(Problem statement): Print, word for word, every line from the beginning of the listing up to and including the line with "pt-[16px] text-[21px] leading-[28px]". Pictures are to be excluded.
-- START OF Data segment --
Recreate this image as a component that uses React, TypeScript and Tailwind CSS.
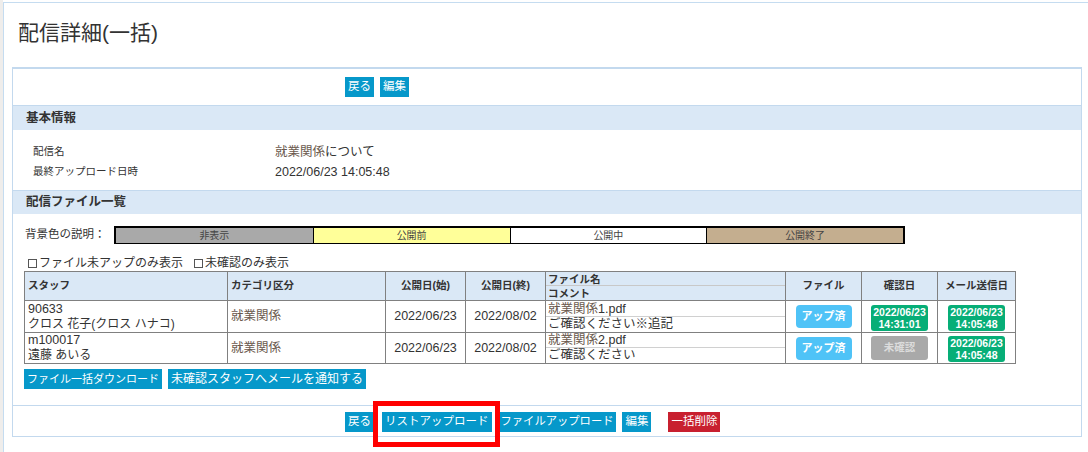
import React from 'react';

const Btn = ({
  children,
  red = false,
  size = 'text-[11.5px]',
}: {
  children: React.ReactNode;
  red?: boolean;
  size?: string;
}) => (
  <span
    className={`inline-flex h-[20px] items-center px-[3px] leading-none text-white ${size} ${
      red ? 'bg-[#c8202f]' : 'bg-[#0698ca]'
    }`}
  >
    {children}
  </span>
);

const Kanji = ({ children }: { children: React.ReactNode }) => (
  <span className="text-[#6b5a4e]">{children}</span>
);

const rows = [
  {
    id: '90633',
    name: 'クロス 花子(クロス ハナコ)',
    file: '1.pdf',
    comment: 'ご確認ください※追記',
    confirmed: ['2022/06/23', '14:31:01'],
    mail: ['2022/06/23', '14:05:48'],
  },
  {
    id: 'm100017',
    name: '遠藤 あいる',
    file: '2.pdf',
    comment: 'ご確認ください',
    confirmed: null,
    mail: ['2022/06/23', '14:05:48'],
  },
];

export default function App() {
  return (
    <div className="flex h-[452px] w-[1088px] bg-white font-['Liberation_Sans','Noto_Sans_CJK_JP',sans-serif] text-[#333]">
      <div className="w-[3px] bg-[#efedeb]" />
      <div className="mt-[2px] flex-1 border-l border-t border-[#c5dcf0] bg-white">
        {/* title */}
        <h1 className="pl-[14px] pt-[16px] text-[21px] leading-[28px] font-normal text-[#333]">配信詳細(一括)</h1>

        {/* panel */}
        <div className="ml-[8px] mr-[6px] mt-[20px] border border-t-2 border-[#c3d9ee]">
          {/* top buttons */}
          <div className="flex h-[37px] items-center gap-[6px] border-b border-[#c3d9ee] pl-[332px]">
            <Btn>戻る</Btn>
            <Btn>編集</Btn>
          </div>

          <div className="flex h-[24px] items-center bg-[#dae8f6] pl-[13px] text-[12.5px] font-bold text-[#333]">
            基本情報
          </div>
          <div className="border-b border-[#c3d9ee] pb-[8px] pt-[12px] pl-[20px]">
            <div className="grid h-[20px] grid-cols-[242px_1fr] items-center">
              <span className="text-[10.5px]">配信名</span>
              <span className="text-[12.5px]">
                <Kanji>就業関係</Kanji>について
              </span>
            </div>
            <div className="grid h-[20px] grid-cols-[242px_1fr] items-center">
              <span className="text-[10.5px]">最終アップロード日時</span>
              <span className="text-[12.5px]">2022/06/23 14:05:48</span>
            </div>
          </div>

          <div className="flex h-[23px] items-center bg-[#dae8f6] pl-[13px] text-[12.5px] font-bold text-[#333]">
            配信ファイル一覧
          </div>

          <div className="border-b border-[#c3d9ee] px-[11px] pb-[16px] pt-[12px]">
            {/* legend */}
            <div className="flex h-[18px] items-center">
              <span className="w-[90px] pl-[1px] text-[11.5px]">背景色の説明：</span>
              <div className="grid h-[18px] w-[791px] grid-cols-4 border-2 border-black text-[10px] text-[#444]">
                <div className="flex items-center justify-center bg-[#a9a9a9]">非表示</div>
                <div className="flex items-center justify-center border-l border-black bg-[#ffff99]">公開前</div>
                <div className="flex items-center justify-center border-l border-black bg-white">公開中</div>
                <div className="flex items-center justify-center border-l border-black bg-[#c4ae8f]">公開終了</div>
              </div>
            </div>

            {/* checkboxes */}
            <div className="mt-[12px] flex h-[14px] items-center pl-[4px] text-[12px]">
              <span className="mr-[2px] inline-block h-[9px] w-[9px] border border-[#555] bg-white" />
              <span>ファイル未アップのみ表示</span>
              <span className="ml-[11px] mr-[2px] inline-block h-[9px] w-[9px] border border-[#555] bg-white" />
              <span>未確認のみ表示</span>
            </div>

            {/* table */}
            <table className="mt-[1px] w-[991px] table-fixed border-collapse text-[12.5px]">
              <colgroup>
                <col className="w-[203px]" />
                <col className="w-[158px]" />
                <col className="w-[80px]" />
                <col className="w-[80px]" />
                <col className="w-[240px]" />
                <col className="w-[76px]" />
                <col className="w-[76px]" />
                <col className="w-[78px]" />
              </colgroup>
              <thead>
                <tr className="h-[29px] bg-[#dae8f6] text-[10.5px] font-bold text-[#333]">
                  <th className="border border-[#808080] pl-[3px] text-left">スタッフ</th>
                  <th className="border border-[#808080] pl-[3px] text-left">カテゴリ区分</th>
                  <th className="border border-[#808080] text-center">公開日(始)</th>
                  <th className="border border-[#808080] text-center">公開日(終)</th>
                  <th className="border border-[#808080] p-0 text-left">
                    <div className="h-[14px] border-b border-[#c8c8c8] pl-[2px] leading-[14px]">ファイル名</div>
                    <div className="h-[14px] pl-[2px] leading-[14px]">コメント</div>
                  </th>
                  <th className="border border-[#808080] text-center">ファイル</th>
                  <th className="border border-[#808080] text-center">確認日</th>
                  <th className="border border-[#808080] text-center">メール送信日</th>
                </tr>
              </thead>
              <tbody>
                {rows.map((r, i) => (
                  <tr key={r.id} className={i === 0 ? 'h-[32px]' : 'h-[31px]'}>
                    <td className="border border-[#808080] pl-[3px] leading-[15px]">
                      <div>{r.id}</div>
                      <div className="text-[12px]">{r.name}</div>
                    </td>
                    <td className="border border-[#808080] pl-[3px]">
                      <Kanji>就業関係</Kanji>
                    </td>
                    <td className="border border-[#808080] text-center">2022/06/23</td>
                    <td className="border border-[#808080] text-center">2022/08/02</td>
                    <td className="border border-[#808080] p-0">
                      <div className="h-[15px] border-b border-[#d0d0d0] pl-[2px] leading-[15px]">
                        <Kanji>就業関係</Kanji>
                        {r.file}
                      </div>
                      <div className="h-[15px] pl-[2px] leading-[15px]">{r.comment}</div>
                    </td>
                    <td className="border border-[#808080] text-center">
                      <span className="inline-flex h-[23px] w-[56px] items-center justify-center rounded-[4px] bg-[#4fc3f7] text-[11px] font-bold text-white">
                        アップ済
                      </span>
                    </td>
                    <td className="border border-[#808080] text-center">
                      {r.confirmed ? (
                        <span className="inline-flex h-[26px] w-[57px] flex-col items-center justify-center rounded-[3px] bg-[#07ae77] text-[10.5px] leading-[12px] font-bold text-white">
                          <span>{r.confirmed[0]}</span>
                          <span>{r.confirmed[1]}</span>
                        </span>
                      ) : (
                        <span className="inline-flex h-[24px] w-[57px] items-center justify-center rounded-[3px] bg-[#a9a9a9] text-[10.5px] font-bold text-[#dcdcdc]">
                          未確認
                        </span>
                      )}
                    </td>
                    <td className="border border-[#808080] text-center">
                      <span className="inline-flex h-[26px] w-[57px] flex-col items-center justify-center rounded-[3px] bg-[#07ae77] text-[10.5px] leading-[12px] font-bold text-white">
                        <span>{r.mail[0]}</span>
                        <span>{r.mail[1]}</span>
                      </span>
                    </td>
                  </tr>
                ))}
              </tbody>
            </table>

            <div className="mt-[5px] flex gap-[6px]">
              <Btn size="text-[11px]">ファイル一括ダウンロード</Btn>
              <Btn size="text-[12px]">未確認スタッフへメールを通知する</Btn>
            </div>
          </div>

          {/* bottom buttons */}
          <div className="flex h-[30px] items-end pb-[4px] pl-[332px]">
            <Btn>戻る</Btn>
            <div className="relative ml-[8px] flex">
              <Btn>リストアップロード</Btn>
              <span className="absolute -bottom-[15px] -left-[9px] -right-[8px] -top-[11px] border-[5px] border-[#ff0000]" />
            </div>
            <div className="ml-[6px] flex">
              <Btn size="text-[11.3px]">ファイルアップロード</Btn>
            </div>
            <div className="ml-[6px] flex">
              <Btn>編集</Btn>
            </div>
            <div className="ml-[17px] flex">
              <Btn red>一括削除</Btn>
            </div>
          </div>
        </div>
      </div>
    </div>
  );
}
-- END OF Data segment --
(Response to this exercise):
Recreate this image as a component that uses React, TypeScript and Tailwind CSS.
import React from 'react';

const Btn = ({
  children,
  red = false,
  size = 'text-[11.5px]',
}: {
  children: React.ReactNode;
  red?: boolean;
  size?: string;
}) => (
  <span
    className={`inline-flex h-[20px] items-center px-[3px] leading-none text-white ${size} ${
      red ? 'bg-[#c8202f]' : 'bg-[#0698ca]'
    }`}
  >
    {children}
  </span>
);

const Kanji = ({ children }: { children: React.ReactNode }) => (
  <span className="text-[#6b5a4e]">{children}</span>
);

const rows = [
  {
    id: '90633',
    name: 'クロス 花子(クロス ハナコ)',
    file: '1.pdf',
    comment: 'ご確認ください※追記',
    confirmed: ['2022/06/23', '14:31:01'],
    mail: ['2022/06/23', '14:05:48'],
  },
  {
    id: 'm100017',
    name: '遠藤 あいる',
    file: '2.pdf',
    comment: 'ご確認ください',
    confirmed: null,
    mail: ['2022/06/23', '14:05:48'],
  },
];

export default function App() {
  return (
    <div className="flex h-[452px] w-[1088px] bg-white font-['Liberation_Sans','Noto_Sans_CJK_JP',sans-serif] text-[#333]">
      <div className="w-[3px] bg-[#efedeb]" />
      <div className="mt-[2px] flex-1 border-l border-t border-[#c5dcf0] bg-white">
        {/* title */}
        <h1 className="pl-[14px] pt-[16px] text-[21px] leading-[28px] font-normal text-[#333]">配信詳細(一括)</h1>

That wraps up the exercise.